This code-golf challenge is to write a function/method/(language equivalent) that performs the riffle shuffle on an array/stack/(language equivalent) of any size in the language of your choice.

As input, your function will except an array (language equivalent), plus how many times to run the shuffle.
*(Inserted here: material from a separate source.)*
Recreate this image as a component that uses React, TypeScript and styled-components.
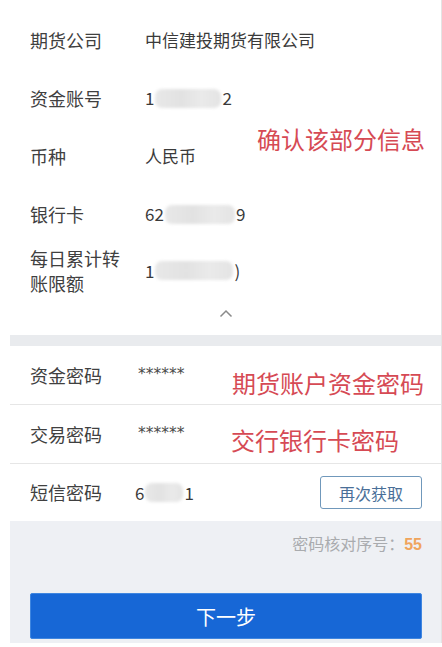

When done, it will return the shuffled array.

Your riffle shuffle function must implement the following algorithm:

  1. Divide the deck into two stacks

    A stack must have a minimum of 40% of the total cards in the deck and a maximum of 60%

  2. Choose a random stack to start with

  3. Drop 1 - 7 cards from the bottom of the starting stack to the top of the newly shuffled deck

  4. Drop 1 - 7 cards from the bottom of the other stack to the top of the newly shuffled deck

  5. Repeat #3 and #4 until only one stack remains

  6. Drop the remaining cards from the remaining stack on top of the newly shuffled deck

Smallest character count will be chosen as the answer in 1 week (May 29th).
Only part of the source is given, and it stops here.